= AIM OF THE EXERCISE =
Start at the line where "Rebuild this screenshot" appears and end at the line where "FaFolder, FaHome, FaUpload" appears; repeat those lines exactly, both ends included, leaving pictures behind.

[Dataset items]
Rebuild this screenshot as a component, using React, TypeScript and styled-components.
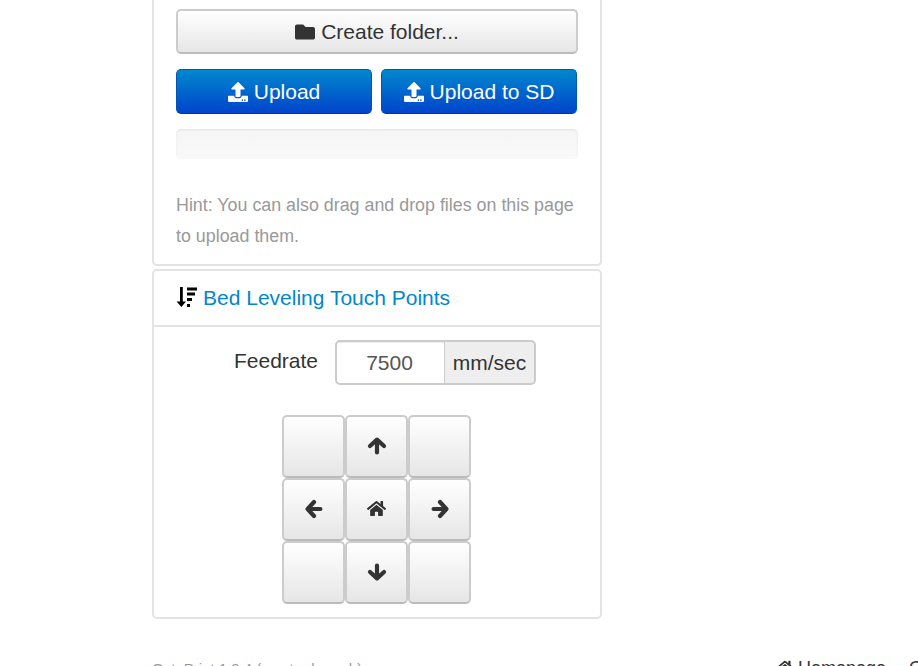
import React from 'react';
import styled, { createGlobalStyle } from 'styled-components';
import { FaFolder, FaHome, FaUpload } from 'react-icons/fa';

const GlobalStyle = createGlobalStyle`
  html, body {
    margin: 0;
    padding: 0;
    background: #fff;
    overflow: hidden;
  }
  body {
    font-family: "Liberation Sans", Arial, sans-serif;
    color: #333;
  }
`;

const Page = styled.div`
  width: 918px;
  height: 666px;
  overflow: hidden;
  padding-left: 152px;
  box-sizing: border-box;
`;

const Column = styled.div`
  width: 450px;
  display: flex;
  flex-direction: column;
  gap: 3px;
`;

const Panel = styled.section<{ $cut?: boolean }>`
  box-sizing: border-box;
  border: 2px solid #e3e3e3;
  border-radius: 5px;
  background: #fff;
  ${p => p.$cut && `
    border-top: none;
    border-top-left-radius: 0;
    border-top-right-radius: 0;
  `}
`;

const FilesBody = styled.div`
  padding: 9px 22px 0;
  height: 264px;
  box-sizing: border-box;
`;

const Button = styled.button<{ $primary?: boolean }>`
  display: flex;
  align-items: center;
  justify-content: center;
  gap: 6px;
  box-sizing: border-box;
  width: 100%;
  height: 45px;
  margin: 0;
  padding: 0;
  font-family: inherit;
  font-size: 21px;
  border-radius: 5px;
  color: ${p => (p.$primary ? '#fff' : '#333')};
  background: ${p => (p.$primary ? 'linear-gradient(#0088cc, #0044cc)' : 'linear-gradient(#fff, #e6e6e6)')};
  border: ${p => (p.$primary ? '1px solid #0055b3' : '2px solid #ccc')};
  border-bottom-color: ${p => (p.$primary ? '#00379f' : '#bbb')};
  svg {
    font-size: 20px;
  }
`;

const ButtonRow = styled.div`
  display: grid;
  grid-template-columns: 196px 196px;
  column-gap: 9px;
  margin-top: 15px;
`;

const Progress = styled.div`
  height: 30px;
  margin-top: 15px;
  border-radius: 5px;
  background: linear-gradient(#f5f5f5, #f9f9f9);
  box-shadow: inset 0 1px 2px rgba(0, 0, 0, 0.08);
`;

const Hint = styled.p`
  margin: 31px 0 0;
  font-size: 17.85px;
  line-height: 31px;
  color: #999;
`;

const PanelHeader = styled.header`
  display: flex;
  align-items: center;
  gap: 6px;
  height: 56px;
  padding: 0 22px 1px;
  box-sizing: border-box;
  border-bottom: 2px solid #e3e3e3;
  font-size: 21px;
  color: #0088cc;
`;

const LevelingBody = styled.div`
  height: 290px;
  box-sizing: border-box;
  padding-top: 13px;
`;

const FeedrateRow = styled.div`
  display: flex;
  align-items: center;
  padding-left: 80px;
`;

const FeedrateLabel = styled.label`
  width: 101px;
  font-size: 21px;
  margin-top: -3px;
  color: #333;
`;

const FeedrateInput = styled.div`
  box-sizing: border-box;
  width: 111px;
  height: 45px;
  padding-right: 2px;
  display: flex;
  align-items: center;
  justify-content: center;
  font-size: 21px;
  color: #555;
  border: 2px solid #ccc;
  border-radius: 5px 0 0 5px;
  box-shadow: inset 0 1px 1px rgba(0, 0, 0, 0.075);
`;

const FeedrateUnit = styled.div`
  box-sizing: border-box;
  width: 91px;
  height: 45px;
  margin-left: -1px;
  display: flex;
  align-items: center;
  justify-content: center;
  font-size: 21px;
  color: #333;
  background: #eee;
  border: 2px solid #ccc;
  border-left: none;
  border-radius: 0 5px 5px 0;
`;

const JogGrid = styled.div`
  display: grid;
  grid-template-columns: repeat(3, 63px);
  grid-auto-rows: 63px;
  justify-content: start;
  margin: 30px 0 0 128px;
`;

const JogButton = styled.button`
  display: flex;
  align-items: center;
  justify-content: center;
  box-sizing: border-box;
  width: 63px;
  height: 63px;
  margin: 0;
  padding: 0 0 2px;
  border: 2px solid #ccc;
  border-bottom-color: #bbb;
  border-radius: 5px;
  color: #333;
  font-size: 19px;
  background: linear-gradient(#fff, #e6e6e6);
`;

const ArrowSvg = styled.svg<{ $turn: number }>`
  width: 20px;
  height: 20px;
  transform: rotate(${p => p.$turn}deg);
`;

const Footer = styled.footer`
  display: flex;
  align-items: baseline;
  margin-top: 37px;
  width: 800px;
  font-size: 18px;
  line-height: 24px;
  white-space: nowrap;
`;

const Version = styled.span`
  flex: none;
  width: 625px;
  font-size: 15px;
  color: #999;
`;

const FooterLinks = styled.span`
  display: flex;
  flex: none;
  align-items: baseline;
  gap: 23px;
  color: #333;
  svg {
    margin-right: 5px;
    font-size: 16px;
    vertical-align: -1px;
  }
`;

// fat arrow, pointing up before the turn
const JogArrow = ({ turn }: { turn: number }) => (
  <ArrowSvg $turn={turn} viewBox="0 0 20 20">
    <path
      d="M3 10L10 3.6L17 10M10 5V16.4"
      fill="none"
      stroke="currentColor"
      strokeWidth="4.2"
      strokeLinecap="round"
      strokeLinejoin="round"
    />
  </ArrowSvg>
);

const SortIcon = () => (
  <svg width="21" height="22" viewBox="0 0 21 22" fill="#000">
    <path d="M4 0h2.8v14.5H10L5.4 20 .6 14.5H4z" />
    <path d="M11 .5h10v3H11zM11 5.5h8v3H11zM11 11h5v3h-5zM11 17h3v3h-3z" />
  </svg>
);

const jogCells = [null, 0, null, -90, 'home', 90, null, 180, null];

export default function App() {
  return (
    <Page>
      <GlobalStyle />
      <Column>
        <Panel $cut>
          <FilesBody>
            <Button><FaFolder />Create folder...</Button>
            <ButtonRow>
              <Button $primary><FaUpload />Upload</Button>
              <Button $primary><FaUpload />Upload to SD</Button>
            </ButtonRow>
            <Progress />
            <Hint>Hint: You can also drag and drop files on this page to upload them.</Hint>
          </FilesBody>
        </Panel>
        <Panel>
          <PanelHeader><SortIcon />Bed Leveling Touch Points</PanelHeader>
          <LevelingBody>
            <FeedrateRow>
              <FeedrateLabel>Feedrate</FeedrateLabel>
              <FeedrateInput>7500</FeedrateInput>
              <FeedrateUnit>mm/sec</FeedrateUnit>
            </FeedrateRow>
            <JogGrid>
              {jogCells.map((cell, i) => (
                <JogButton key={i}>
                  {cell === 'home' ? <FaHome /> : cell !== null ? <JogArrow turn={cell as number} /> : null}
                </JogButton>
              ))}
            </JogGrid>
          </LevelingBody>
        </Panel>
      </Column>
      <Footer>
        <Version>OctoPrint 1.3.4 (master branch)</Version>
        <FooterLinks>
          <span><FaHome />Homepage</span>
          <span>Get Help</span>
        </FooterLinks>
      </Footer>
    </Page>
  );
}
...
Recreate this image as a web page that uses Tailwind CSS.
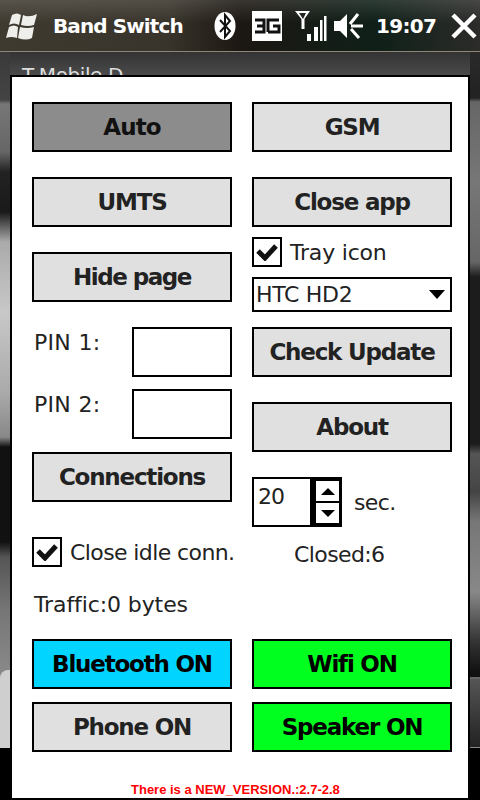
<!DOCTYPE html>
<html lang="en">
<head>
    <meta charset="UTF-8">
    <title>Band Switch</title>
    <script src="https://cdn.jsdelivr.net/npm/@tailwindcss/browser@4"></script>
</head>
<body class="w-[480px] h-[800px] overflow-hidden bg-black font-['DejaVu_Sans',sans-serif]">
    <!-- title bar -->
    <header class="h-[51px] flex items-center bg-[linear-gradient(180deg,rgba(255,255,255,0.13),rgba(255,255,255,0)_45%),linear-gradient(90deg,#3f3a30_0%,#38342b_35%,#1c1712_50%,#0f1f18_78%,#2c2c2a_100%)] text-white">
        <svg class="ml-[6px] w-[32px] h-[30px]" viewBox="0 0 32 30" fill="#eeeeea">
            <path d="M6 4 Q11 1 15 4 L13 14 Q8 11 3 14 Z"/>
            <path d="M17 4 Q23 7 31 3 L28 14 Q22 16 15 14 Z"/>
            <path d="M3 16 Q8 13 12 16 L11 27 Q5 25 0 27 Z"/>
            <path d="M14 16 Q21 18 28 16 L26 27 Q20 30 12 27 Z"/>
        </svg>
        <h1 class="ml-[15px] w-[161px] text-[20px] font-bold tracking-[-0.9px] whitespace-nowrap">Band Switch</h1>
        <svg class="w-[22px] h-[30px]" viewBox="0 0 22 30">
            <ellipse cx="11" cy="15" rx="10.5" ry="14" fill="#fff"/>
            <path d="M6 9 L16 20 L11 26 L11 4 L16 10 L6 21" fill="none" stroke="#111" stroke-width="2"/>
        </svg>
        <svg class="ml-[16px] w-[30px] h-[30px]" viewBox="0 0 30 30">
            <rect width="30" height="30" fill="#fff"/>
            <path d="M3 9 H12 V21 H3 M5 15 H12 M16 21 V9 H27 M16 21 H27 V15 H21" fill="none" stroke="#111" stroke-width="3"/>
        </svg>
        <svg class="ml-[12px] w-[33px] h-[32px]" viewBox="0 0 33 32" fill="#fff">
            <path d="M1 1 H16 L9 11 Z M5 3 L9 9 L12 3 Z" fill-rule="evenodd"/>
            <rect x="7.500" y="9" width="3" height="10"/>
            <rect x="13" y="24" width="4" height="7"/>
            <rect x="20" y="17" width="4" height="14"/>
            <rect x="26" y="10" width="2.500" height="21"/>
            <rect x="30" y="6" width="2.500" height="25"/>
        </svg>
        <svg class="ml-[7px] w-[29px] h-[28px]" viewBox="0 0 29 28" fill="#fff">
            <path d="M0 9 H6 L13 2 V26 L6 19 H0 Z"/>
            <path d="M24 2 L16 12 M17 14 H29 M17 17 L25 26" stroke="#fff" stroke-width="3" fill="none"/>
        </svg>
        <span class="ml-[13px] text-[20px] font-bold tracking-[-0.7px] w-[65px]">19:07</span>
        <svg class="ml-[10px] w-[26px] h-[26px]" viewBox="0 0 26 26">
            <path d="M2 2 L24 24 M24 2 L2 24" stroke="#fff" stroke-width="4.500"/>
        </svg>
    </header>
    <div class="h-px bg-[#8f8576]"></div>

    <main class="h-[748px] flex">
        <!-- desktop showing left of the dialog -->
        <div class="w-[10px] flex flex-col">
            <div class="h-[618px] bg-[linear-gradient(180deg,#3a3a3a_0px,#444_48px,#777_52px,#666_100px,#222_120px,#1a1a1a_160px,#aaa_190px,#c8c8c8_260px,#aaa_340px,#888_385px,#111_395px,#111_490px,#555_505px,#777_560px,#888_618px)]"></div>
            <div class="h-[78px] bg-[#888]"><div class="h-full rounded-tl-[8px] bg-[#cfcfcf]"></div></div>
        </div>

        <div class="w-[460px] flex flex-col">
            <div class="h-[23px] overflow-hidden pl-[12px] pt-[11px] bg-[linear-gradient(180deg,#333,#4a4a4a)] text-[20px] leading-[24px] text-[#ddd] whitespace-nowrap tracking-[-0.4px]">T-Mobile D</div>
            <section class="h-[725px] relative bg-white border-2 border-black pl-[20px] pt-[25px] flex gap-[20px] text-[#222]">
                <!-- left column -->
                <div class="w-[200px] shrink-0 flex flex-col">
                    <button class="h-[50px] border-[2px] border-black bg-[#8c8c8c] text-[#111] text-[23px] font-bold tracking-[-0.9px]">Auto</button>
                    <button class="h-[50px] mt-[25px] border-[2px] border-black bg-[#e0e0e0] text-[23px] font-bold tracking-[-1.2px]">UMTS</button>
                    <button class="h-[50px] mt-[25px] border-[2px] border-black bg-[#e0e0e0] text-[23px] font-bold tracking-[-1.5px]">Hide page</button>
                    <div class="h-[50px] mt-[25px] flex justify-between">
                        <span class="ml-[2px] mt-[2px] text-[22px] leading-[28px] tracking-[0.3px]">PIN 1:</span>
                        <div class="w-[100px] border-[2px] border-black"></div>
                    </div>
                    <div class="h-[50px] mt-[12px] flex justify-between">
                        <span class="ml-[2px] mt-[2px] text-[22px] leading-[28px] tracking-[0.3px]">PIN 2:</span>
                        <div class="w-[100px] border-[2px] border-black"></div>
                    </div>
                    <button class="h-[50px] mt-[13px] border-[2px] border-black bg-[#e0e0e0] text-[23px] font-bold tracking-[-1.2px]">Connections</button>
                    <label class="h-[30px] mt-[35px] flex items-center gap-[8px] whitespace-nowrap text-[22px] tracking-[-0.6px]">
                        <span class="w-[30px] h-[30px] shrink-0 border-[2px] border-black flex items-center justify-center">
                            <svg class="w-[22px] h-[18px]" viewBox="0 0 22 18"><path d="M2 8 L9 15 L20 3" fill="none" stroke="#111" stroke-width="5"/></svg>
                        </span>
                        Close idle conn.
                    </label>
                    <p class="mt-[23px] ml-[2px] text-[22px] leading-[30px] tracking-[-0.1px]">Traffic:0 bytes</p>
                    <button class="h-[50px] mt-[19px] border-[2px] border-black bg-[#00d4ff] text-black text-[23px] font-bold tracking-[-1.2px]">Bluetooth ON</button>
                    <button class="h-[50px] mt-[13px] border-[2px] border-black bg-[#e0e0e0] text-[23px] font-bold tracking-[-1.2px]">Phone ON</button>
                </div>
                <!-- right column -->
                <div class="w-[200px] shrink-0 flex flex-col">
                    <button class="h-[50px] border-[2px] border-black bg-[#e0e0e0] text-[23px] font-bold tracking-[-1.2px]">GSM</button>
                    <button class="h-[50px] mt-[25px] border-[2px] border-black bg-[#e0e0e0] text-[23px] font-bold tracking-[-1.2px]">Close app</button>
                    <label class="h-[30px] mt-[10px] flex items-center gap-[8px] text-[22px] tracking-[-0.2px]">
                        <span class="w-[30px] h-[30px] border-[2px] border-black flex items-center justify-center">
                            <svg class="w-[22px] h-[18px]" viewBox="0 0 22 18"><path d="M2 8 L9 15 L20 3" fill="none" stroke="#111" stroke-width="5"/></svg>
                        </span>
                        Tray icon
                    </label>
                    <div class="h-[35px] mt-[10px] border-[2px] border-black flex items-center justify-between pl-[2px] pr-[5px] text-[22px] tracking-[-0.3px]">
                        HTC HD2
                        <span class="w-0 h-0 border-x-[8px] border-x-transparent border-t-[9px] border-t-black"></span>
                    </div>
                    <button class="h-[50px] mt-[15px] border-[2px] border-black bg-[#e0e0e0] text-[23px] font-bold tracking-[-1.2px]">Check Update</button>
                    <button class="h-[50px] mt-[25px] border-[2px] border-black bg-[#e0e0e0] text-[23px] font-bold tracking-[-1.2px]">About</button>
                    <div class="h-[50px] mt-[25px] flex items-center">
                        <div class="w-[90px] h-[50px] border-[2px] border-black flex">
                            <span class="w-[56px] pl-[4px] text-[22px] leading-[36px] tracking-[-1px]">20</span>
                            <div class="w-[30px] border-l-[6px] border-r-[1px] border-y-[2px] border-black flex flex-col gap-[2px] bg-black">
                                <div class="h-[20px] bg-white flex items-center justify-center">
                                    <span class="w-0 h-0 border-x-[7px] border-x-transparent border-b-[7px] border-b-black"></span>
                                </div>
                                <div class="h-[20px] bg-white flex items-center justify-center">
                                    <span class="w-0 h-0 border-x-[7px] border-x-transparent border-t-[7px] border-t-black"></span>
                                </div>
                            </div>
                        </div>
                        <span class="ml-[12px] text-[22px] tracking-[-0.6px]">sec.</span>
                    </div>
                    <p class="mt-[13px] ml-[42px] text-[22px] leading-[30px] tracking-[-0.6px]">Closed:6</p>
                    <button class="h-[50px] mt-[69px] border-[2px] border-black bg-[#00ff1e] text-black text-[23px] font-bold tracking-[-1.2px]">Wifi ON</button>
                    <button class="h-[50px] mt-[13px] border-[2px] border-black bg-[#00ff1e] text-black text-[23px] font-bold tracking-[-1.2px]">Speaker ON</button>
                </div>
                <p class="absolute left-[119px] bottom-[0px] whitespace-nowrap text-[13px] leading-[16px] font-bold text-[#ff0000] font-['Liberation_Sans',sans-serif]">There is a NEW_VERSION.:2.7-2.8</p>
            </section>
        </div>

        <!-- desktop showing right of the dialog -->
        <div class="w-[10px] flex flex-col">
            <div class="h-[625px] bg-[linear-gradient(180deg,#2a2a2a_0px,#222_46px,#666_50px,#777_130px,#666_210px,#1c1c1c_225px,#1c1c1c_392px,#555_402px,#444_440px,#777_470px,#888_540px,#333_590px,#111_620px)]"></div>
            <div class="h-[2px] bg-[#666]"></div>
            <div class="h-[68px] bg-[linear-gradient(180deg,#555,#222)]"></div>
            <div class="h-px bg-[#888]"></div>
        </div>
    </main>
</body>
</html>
--
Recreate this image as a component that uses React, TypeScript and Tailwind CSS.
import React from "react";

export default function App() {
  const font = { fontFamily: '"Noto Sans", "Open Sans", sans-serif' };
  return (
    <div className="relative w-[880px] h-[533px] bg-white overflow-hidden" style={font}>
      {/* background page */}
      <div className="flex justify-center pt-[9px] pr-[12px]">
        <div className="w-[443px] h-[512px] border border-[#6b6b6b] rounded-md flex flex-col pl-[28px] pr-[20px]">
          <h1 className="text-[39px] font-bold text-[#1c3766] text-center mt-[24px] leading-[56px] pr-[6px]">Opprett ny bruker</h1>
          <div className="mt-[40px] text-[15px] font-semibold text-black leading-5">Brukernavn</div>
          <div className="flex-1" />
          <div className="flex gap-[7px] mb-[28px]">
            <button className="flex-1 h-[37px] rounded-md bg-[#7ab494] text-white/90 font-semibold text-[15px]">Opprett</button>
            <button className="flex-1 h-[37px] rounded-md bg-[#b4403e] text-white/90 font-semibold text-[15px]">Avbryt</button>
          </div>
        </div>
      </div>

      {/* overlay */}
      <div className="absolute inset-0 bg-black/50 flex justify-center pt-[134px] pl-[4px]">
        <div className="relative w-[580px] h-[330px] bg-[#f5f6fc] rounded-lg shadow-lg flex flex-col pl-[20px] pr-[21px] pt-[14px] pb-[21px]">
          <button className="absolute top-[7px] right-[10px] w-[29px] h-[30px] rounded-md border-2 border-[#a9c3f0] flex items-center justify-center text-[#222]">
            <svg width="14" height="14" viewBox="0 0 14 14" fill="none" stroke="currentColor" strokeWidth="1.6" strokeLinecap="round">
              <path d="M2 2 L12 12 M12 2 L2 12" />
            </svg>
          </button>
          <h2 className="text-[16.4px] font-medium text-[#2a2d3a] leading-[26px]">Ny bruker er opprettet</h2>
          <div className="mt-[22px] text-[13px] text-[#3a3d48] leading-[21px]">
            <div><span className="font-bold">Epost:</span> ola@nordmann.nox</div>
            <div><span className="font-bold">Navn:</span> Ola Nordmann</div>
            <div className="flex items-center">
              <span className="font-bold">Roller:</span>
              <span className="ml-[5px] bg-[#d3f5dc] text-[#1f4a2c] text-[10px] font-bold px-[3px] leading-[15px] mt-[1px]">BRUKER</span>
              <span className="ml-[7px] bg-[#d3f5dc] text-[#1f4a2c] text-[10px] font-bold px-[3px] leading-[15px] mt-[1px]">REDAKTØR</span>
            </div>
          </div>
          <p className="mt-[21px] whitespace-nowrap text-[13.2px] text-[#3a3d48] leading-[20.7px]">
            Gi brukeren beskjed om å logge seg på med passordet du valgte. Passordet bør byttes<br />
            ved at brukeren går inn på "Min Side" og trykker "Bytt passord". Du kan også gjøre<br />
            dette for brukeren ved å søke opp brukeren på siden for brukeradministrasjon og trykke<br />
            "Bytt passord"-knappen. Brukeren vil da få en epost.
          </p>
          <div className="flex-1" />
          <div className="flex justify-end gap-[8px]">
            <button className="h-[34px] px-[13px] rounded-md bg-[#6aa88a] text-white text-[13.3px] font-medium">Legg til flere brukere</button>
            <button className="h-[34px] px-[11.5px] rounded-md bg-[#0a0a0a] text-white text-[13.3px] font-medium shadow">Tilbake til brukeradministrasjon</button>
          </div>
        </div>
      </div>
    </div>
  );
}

= RESULT OF THIS EXERCISE =
Rebuild this screenshot as a component, using React, TypeScript and styled-components.
import React from 'react';
import styled, { createGlobalStyle } from 'styled-components';
import { FaFolder, FaHome, FaUpload } from 'react-icons/fa';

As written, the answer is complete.